Se il quadro descritto dal report di Proofpoint, per molti versi non è incoraggiante e sottolinea la preoccupazione crescente dei Chief Information Security Officer, le buone notizie non mancano. Ad esempio, si assiste al progressivo miglioramento del rapporto tra i responsabili della sicurezza informatica e i board aziendali.

Il 62% dei CISO a livello mondo sostiene che i membri dei consigli di amministrazione siano in sintonia sulle questioni di cybersecurity. Il dato 2022 era fermo al 51%, mentre nel 2021 il risultato si attestava al 59%. Nel nostro Paese, oggi il 57% degli intervistati ritiene che ci sia un allineamento di vedute; la statistica attuale evidenzia un aumento sensibile rispetto al 2022 (34%) e una similarità con il 2021 (56%).

Come sottolinea Colella, nel biennio 2021-2022 la dirigenza era evidentemente impegnata a risolvere altre urgenze, mentre oggi la sfera del business e gli addetti alla cybersecurity si stanno avvicinando, soprattutto sulla spinta della crescente preoccupazione del board. Tuttavia, l’intesa tra i due mondi è molto più fluida e funziona meglio nei Paesi anglosassoni. In Italia, invece, occorrerebbero figure ibride di raccordo, in grado di instillare il dialogo traducendo linguaggi diversi: i tecnicismi della cybersecurity e i termini tipici del risk management.

Non è un caso che il 49% dei CISO italiani ritenga che dovrebbero essere richieste competenze in cybersecurity a livello di CDA.
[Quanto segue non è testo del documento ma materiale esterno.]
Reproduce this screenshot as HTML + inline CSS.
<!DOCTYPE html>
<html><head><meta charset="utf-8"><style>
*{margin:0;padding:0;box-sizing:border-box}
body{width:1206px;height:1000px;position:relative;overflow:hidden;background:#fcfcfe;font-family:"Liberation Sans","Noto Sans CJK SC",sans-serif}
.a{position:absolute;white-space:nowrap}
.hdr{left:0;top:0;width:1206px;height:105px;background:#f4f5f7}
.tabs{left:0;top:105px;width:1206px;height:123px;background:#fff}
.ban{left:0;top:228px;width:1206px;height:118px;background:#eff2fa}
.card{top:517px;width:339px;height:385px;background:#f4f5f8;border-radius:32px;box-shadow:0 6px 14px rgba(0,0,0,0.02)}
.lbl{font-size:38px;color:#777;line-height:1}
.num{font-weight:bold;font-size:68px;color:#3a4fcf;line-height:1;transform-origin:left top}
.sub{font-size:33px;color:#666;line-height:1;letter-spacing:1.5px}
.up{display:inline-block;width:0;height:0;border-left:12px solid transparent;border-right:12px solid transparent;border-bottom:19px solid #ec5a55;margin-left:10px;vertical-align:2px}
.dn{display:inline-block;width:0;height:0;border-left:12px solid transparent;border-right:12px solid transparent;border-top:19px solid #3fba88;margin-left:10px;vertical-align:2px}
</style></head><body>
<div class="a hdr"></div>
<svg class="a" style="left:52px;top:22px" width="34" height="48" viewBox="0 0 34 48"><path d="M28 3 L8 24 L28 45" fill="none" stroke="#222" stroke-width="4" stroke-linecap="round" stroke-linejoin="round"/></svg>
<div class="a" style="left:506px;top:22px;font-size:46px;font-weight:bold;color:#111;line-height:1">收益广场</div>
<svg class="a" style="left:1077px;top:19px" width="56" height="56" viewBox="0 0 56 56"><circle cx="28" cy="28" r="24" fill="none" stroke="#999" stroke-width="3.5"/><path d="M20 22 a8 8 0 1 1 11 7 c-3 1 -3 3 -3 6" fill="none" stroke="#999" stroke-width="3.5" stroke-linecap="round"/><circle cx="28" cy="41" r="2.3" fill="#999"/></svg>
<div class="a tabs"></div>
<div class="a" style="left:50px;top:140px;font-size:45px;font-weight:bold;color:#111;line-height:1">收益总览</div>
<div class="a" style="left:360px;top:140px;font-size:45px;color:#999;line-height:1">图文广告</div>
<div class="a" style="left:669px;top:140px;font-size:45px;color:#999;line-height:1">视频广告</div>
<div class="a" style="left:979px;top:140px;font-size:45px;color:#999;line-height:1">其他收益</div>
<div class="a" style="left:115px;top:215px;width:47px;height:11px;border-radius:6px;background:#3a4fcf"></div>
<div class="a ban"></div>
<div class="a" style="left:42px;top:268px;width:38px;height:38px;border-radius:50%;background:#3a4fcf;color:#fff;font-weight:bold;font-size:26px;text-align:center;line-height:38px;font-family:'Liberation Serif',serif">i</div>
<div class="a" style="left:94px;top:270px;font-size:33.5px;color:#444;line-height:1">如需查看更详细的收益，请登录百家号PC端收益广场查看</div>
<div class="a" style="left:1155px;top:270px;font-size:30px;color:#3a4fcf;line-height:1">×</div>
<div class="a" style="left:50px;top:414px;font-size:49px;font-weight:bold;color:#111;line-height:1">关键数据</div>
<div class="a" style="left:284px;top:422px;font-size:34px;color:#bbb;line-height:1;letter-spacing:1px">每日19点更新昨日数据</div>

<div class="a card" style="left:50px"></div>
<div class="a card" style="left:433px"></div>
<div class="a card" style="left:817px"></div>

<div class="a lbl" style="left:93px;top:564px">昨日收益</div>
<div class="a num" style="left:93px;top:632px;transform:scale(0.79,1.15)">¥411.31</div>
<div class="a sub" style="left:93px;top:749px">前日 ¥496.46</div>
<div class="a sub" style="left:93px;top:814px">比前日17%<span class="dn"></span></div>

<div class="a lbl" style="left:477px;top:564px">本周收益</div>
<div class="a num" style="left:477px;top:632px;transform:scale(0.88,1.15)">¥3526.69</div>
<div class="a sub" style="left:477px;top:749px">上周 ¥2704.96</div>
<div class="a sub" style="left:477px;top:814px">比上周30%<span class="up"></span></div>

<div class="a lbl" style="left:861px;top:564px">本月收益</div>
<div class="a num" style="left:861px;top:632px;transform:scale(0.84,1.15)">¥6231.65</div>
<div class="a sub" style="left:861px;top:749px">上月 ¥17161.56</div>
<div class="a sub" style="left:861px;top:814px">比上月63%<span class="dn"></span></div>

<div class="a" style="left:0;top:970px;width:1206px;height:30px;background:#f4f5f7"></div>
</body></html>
Vita da CISO, sempre sotto pressione

L’indagine di Proofpoint ha permesso infine di misurare il benessere dei Chief Information Security Officer. Come viene vissuto lo stato di allerta continuo dagli addetti ai lavori?

Le crescenti pressioni sui CISO stanno rendendo la professione insostenibile. Il 61% del campione globale ritiene di dover affrontare aspettative lavorative irragionevoli, con un aumento significativo rispetto al 49% dello scorso anno. Il 62% è preoccupato per la responsabilità personale e il 60% dichiara di avere sperimentato il burnout negli ultimi 12 mesi. Nel Bel Paese, la situazione non è certo più rosea: il 51% degli intervistati si sente schiacciato dalle aspettative, mentre il 48% ha avuto una qualche forma di esaurimento psicofisico legato al lavoro.

Secondo Colella, a determinare il malessere dei CISO contribuisce certamente l’evoluzione del ruolo, da figura prettamente tecnica alle nuove responsabilità sul business. La pressione aumenta, dovuta a eventi interni ed esterni all’organizzazione, ma c’è una maggiore sensibilità in azienda e il CISO viene aiutato maggiormente.